Task objective: Copy each line below in which the string "styles" occurs.

Provided material:
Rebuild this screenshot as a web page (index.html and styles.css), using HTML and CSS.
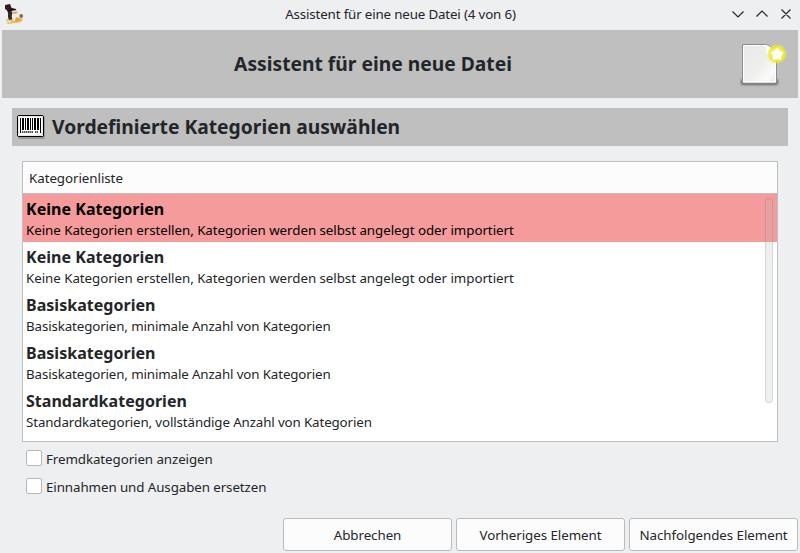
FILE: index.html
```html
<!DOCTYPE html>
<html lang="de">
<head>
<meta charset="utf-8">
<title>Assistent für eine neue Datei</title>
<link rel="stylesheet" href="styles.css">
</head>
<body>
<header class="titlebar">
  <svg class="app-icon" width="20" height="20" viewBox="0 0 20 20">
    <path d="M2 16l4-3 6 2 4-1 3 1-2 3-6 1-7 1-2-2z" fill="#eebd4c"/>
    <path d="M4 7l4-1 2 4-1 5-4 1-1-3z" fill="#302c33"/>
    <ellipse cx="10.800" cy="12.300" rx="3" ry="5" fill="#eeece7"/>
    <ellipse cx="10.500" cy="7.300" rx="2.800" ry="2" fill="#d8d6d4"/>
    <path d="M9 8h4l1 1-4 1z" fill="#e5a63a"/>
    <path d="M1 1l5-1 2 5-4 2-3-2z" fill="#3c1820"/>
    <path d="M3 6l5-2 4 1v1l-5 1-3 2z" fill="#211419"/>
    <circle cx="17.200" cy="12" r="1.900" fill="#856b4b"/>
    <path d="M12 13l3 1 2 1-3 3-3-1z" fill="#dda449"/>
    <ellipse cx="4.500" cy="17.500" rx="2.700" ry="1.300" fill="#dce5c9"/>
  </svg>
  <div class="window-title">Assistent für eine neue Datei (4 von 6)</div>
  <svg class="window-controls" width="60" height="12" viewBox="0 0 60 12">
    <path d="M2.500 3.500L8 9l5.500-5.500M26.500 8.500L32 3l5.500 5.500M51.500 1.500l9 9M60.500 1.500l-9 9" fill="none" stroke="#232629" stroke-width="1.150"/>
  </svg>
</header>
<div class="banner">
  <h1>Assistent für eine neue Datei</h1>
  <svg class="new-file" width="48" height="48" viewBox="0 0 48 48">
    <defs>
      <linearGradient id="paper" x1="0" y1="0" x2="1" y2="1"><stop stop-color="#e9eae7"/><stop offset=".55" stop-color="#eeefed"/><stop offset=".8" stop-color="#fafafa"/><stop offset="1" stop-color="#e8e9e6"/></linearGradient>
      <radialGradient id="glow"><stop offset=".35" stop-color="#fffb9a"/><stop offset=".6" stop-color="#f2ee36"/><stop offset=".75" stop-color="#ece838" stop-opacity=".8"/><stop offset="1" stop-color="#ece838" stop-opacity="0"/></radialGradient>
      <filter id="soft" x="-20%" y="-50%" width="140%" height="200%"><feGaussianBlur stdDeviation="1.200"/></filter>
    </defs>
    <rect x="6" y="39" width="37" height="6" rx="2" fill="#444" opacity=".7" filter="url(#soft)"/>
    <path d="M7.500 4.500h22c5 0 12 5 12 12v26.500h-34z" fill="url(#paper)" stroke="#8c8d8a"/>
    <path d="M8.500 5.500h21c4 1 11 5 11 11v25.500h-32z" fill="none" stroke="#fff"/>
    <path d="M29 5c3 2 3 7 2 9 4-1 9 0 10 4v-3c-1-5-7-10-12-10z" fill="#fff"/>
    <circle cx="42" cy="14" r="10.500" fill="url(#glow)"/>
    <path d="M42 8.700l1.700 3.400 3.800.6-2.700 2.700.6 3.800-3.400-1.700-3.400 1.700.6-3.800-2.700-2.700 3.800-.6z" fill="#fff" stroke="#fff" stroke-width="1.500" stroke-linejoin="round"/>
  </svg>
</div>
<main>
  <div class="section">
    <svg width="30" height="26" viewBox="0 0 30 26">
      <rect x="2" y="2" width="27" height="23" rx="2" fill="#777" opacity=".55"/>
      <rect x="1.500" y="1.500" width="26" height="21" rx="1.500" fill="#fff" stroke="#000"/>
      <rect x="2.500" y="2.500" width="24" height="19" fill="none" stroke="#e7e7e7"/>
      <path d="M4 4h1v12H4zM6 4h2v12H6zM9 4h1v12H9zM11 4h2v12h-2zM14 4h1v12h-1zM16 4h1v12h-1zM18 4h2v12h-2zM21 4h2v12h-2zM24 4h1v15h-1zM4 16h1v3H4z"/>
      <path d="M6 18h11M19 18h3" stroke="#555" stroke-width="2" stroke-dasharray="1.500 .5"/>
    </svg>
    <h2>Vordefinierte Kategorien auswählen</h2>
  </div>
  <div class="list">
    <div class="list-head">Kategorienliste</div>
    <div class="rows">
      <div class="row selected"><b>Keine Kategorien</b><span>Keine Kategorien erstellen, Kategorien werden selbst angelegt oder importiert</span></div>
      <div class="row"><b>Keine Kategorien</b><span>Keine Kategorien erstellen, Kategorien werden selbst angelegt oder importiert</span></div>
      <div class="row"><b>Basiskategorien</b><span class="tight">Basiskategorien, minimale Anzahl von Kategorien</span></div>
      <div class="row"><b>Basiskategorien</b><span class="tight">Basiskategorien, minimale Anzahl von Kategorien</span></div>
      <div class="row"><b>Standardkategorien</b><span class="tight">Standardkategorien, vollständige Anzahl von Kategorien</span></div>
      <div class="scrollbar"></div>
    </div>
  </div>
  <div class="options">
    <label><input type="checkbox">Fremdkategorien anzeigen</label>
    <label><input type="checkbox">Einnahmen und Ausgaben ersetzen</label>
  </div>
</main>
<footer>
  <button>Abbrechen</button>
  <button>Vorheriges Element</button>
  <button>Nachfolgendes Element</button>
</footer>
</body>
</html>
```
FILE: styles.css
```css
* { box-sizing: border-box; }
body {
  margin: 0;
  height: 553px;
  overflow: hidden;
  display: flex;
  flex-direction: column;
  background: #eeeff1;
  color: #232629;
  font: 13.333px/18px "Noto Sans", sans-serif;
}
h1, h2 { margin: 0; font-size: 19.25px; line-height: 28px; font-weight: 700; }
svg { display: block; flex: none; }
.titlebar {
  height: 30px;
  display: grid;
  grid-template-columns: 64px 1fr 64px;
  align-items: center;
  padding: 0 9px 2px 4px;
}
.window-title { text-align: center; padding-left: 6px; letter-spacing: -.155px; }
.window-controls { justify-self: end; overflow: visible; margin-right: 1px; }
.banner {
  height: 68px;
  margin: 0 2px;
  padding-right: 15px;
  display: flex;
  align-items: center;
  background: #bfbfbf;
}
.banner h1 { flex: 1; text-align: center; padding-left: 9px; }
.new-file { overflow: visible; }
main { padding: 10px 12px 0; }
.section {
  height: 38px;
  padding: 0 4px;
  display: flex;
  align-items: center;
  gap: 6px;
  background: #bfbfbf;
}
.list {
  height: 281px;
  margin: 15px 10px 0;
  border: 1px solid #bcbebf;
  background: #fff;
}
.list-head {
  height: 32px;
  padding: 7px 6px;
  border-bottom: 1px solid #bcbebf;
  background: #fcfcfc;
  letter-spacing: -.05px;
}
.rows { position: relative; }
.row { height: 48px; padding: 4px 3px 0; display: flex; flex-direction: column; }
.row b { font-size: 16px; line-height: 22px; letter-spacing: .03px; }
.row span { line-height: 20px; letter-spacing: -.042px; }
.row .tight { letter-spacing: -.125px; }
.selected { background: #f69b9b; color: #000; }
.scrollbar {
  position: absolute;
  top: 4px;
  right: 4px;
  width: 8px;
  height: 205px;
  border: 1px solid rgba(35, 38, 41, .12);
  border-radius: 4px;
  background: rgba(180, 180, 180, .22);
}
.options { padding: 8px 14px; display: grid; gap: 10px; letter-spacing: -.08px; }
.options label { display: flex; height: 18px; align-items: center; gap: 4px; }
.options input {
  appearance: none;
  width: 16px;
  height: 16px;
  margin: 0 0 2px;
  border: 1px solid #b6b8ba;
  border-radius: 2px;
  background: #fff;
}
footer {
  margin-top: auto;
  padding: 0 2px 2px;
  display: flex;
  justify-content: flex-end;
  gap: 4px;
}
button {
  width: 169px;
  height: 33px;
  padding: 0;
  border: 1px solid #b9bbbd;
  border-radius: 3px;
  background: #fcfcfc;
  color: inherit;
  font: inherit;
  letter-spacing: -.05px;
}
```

The reply:
Rebuild this screenshot as a web page (index.html and styles.css), using HTML and CSS.
<link rel="stylesheet" href="styles.css">
FILE: styles.css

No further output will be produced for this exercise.